BEGIN Material provided

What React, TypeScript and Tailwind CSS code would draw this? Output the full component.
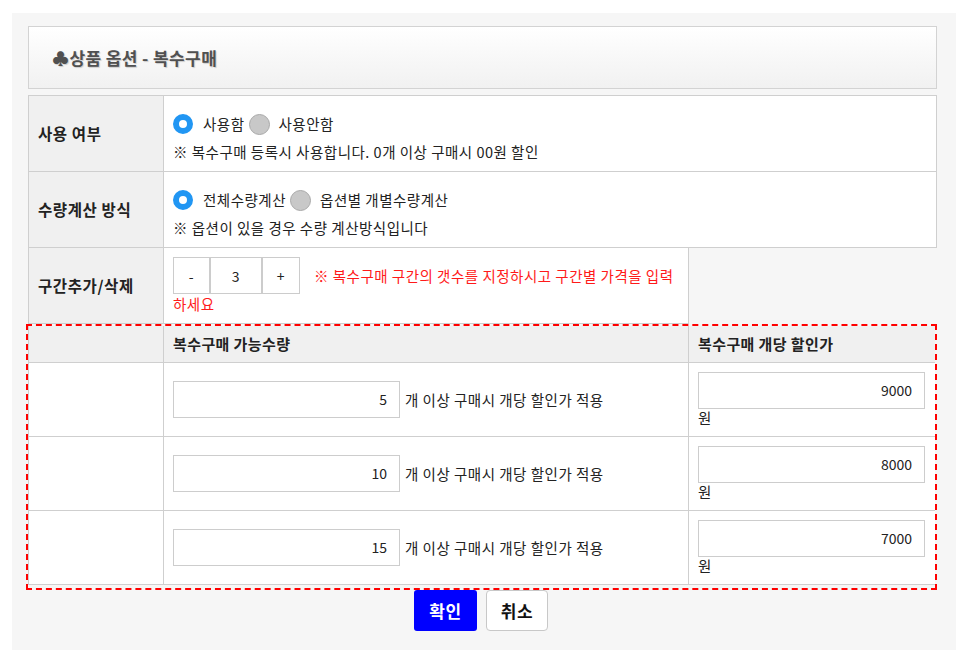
import React from "react";

const sans = "font-['Noto_Sans_CJK_KR','Noto_Sans',sans-serif]";

function Radio({ checked }: { checked: boolean }) {
  return checked ? (
    <span className="inline-block h-[20px] w-[20px] shrink-0 rounded-full border-[6px] border-[#2196f3] bg-white" />
  ) : (
    <span className="inline-block h-[21px] w-[21px] shrink-0 rounded-full border border-[#a9a9a9] bg-[#c8c8c8]" />
  );
}

function RadioRow({ on, off }: { on: string; off: string }) {
  return (
    <div className="flex h-[22px] items-center leading-[18px]">
      <Radio checked />
      <span className="ml-[10px] text-[#222]">{on}</span>
      <span className="ml-[4px] flex items-center">
        <Radio checked={false} />
      </span>
      <span className="ml-[9px] text-[#222]">{off}</span>
    </div>
  );
}

const th =
  "flex items-center border-b border-r border-[#cfcfcf] bg-[#f0f0f0] pl-[9px] text-[15.5px] font-bold tracking-[0.6px] text-[#222]";

function AmountInput({ value }: { value: string }) {
  return (
    <div className="flex h-[37px] w-[227px] items-center justify-end border border-[#cdcdcd] bg-white pr-[12px] text-[14px] tracking-normal text-[#222]">
      {value}
    </div>
  );
}

const tiers = [
  { qty: "5", price: "9000" },
  { qty: "10", price: "8000" },
  { qty: "15", price: "7000" },
];

export default function App() {
  return (
    <div className={`min-h-screen bg-white ${sans} text-[14.5px] tracking-[0.5px] text-[#222]`}>
      <div className="ml-[12px] w-[944px] bg-[#f6f6f6] px-[16px] pb-[19px] pt-[13px] [margin-top:13px]">
        {/* title bar */}
        <div className="flex h-[63px] w-[909px] items-center border border-[#d3d3d3] bg-linear-to-b from-white to-[#f1f1f1] pl-[23px]">
          <span className="text-[17px] font-bold tracking-[0.4px] text-[#505050] [text-shadow:1px_1px_1px_rgba(0,0,0,0.18)]">
            ♣상품 옵션 - 복수구매
          </span>
        </div>

        {/* settings table */}
        <div className="mt-[6px] grid w-[909px] grid-cols-[135px_525px_248px] border-l border-t border-[#cfcfcf]">
          <div className={`${th} h-[76px]`}>사용 여부</div>
          <div className="col-span-2 h-[76px] border-b border-r border-[#cfcfcf] bg-white pl-[9px] pt-[17px]">
            <RadioRow on="사용함" off="사용안함" />
            <div className="mt-[8px] leading-[18px]">
              ※ 복수구매 등록시 사용합니다. 0개 이상 구매시 00원 할인
            </div>
          </div>

          <div className={`${th} h-[76px]`}>수량계산 방식</div>
          <div className="col-span-2 h-[76px] border-b border-r border-[#cfcfcf] bg-white pl-[9px] pt-[17px]">
            <RadioRow on="전체수량계산" off="옵션별 개별수량계산" />
            <div className="mt-[8px] leading-[18px]">※ 옵션이 있을 경우 수량 계산방식입니다</div>
          </div>

          <div className={`${th} h-[76px]`}>구간추가/삭제</div>
          <div className="h-[76px] border-b border-r border-[#cfcfcf] bg-white pl-[9px] pt-[9px] leading-[16px]">
            <div className="mb-[2px] inline-flex h-[37px] overflow-hidden align-baseline text-[14px] text-[#222]">
              <span className="flex w-[37px] items-center justify-center border border-[#cccccc] bg-white">-</span>
              <span className="flex w-[52px] items-center justify-center border border-[#cccccc] bg-white">3</span>
              <span className="flex w-[38px] items-center justify-center border border-[#cccccc] bg-white">+</span>
            </div>
            <span className="ml-[14px] whitespace-nowrap text-[#ff1a1a]">
              ※ 복수구매 구간의 갯수를 지정하시고 구간별 가격을 입력
            </span>
            <br />
            <span className="text-[#ff1a1a]">하세요</span>
          </div>
          <div className="h-[76px]" />
        </div>

        {/* tier table */}
        <div className="ml-[-2px] w-[911px] border-2 border-dashed border-[#ff0000] pb-[3px]">
          <div className="grid grid-cols-[135px_525px_246px] border-l border-[#cfcfcf]">
            <div className="h-[37px] border-b border-r border-[#cfcfcf] bg-[#f0f0f0]" />
            <div className="flex h-[37px] items-center border-b border-r border-[#cfcfcf] bg-[#f0f0f0] pl-[9px] text-[15px] font-bold tracking-[0.4px]">
              복수구매 가능수량
            </div>
            <div className="flex h-[37px] items-center border-b border-[#cfcfcf] bg-[#f0f0f0] pl-[9px] text-[15px] font-bold tracking-[0.4px]">
              복수구매 개당 할인가
            </div>

            {tiers.map((t) => (
              <React.Fragment key={t.qty}>
                <div className="h-[74px] border-b border-r border-[#cfcfcf] bg-white" />
                <div className="flex h-[74px] items-center gap-[5px] border-b border-r border-[#cfcfcf] bg-white pl-[9px]">
                  <AmountInput value={t.qty} />
                  <span>개 이상 구매시 개당 할인가 적용</span>
                </div>
                <div className="flex h-[74px] flex-col justify-center border-b border-[#cfcfcf] bg-white pl-[9px]">
                  <AmountInput value={t.price} />
                  <span className="leading-[18px]">원</span>
                </div>
              </React.Fragment>
            ))}
          </div>
        </div>

        {/* actions */}
        <div className="flex w-[909px] justify-center gap-[9px] pr-[3px]">
          <button className="h-[41px] w-[63px] rounded-[3px] bg-[#0000ff] text-[17px] font-bold text-white">
            확인
          </button>
          <button className="h-[41px] w-[62px] rounded-[4px] border border-[#c8c8c8] bg-white text-[17px] font-bold text-[#111]">
            취소
          </button>
        </div>
      </div>
    </div>
  );
}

END Material provided

§ What you need to do:
Print the complete listing exactly as it stands, without its pictures.

§ Task response:
What React, TypeScript and Tailwind CSS code would draw this? Output the full component.
import React from "react";

const sans = "font-['Noto_Sans_CJK_KR','Noto_Sans',sans-serif]";

function Radio({ checked }: { checked: boolean }) {
  return checked ? (
    <span className="inline-block h-[20px] w-[20px] shrink-0 rounded-full border-[6px] border-[#2196f3] bg-white" />
  ) : (
    <span className="inline-block h-[21px] w-[21px] shrink-0 rounded-full border border-[#a9a9a9] bg-[#c8c8c8]" />
  );
}

function RadioRow({ on, off }: { on: string; off: string }) {
  return (
    <div className="flex h-[22px] items-center leading-[18px]">
      <Radio checked />
      <span className="ml-[10px] text-[#222]">{on}</span>
      <span className="ml-[4px] flex items-center">
        <Radio checked={false} />
      </span>
      <span className="ml-[9px] text-[#222]">{off}</span>
    </div>
  );
}

const th =
  "flex items-center border-b border-r border-[#cfcfcf] bg-[#f0f0f0] pl-[9px] text-[15.5px] font-bold tracking-[0.6px] text-[#222]";

function AmountInput({ value }: { value: string }) {
  return (
    <div className="flex h-[37px] w-[227px] items-center justify-end border border-[#cdcdcd] bg-white pr-[12px] text-[14px] tracking-normal text-[#222]">
      {value}
    </div>
  );
}

const tiers = [
  { qty: "5", price: "9000" },
  { qty: "10", price: "8000" },
  { qty: "15", price: "7000" },
];

export default function App() {
  return (
    <div className={`min-h-screen bg-white ${sans} text-[14.5px] tracking-[0.5px] text-[#222]`}>
      <div className="ml-[12px] w-[944px] bg-[#f6f6f6] px-[16px] pb-[19px] pt-[13px] [margin-top:13px]">
        {/* title bar */}
        <div className="flex h-[63px] w-[909px] items-center border border-[#d3d3d3] bg-linear-to-b from-white to-[#f1f1f1] pl-[23px]">
          <span className="text-[17px] font-bold tracking-[0.4px] text-[#505050] [text-shadow:1px_1px_1px_rgba(0,0,0,0.18)]">
            ♣상품 옵션 - 복수구매
          </span>
        </div>

        {/* settings table */}
        <div className="mt-[6px] grid w-[909px] grid-cols-[135px_525px_248px] border-l border-t border-[#cfcfcf]">
          <div className={`${th} h-[76px]`}>사용 여부</div>
          <div className="col-span-2 h-[76px] border-b border-r border-[#cfcfcf] bg-white pl-[9px] pt-[17px]">
            <RadioRow on="사용함" off="사용안함" />
            <div className="mt-[8px] leading-[18px]">
              ※ 복수구매 등록시 사용합니다. 0개 이상 구매시 00원 할인
            </div>
          </div>

          <div className={`${th} h-[76px]`}>수량계산 방식</div>
          <div className="col-span-2 h-[76px] border-b border-r border-[#cfcfcf] bg-white pl-[9px] pt-[17px]">
            <RadioRow on="전체수량계산" off="옵션별 개별수량계산" />
            <div className="mt-[8px] leading-[18px]">※ 옵션이 있을 경우 수량 계산방식입니다</div>
          </div>

          <div className={`${th} h-[76px]`}>구간추가/삭제</div>
          <div className="h-[76px] border-b border-r border-[#cfcfcf] bg-white pl-[9px] pt-[9px] leading-[16px]">
            <div className="mb-[2px] inline-flex h-[37px] overflow-hidden align-baseline text-[14px] text-[#222]">
              <span className="flex w-[37px] items-center justify-center border border-[#cccccc] bg-white">-</span>
              <span className="flex w-[52px] items-center justify-center border border-[#cccccc] bg-white">3</span>
              <span className="flex w-[38px] items-center justify-center border border-[#cccccc] bg-white">+</span>
            </div>
            <span className="ml-[14px] whitespace-nowrap text-[#ff1a1a]">
              ※ 복수구매 구간의 갯수를 지정하시고 구간별 가격을 입력
            </span>
            <br />
            <span className="text-[#ff1a1a]">하세요</span>
          </div>
          <div className="h-[76px]" />
        </div>

        {/* tier table */}
        <div className="ml-[-2px] w-[911px] border-2 border-dashed border-[#ff0000] pb-[3px]">
          <div className="grid grid-cols-[135px_525px_246px] border-l border-[#cfcfcf]">
            <div className="h-[37px] border-b border-r border-[#cfcfcf] bg-[#f0f0f0]" />
            <div className="flex h-[37px] items-center border-b border-r border-[#cfcfcf] bg-[#f0f0f0] pl-[9px] text-[15px] font-bold tracking-[0.4px]">
              복수구매 가능수량
            </div>
            <div className="flex h-[37px] items-center border-b border-[#cfcfcf] bg-[#f0f0f0] pl-[9px] text-[15px] font-bold tracking-[0.4px]">
              복수구매 개당 할인가
            </div>

            {tiers.map((t) => (
              <React.Fragment key={t.qty}>
                <div className="h-[74px] border-b border-r border-[#cfcfcf] bg-white" />
                <div className="flex h-[74px] items-center gap-[5px] border-b border-r border-[#cfcfcf] bg-white pl-[9px]">
                  <AmountInput value={t.qty} />
                  <span>개 이상 구매시 개당 할인가 적용</span>
                </div>
                <div className="flex h-[74px] flex-col justify-center border-b border-[#cfcfcf] bg-white pl-[9px]">
                  <AmountInput value={t.price} />
                  <span className="leading-[18px]">원</span>
                </div>
              </React.Fragment>
            ))}
          </div>
        </div>

        {/* actions */}
        <div className="flex w-[909px] justify-center gap-[9px] pr-[3px]">
          <button className="h-[41px] w-[63px] rounded-[3px] bg-[#0000ff] text-[17px] font-bold text-white">
            확인
          </button>
          <button className="h-[41px] w-[62px] rounded-[4px] border border-[#c8c8c8] bg-white text-[17px] font-bold text-[#111]">
            취소
          </button>
        </div>
      </div>
    </div>
  );
}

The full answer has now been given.